Everything you need to know about economics in 140 characters or less.
Contributed By Yong Yung Shin
When the American subprime mortgage crisis triggered off a global financial meltdown in 2008, news on finance and world economics have been hogging the headlines ever since. For those of us who can’t tell the difference between deviation and derivative and think that a hedge fund has something to do with hedgehogs, this book demystifies that esoteric world and puts a few conversational chips in your pocket for the next time you talk to your banker friends.
As the title tweetonomics suggests, the authors present key economic terms and concepts in digestible, jargon-free 140-character tweets that go straight to the point.

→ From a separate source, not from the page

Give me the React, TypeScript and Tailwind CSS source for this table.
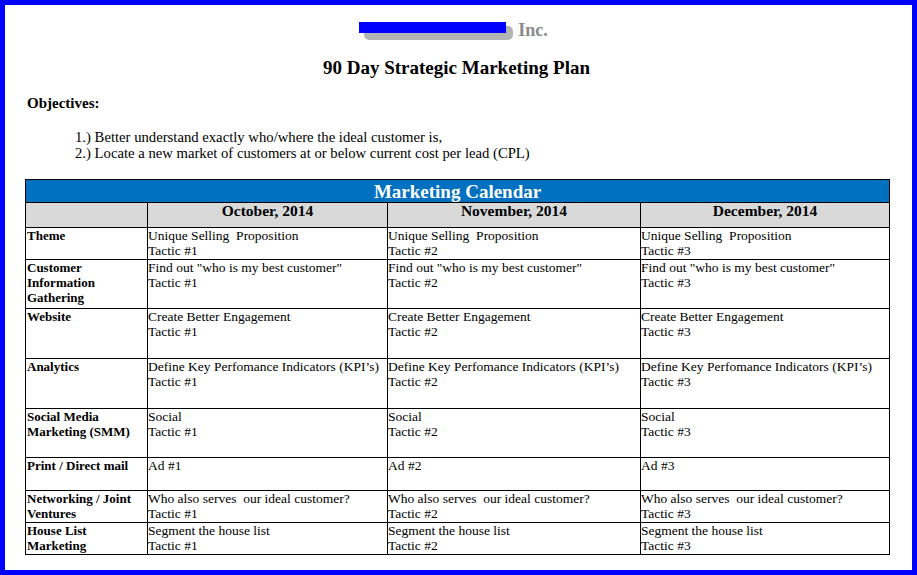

Complemented with clever cartoon illustrations, it explains how the economy works, the big economic ideas that shape it, the important thinkers from whom they originate from as well as the role of governments in it all.
For example, a bubble “is the overvaluation of an asset, followed by a sudden devaluation, known as a crash.” Buying a derivative is like placing a bet. “It has no value of its own. If your friend pays you $10 to promise you’ll buy him a beer every time it goes above 90 degrees in July—that’s a derivative.”
It is a collaborative effort by Nic Compton, an author and journalist, Adam Fishwick, a researcher working for the Centre for Global Political Economy and Katie Huston, who has worked as a consultant for the Economic Policy Research Institute of South Africa and written for The Boston Globe as well as the Cape Town Globalist. All three hold an M.A in Global Political Economy—perhaps they were classmates?
tweetonomics appeals to the child in us in order to shed light into a very grown-up topic.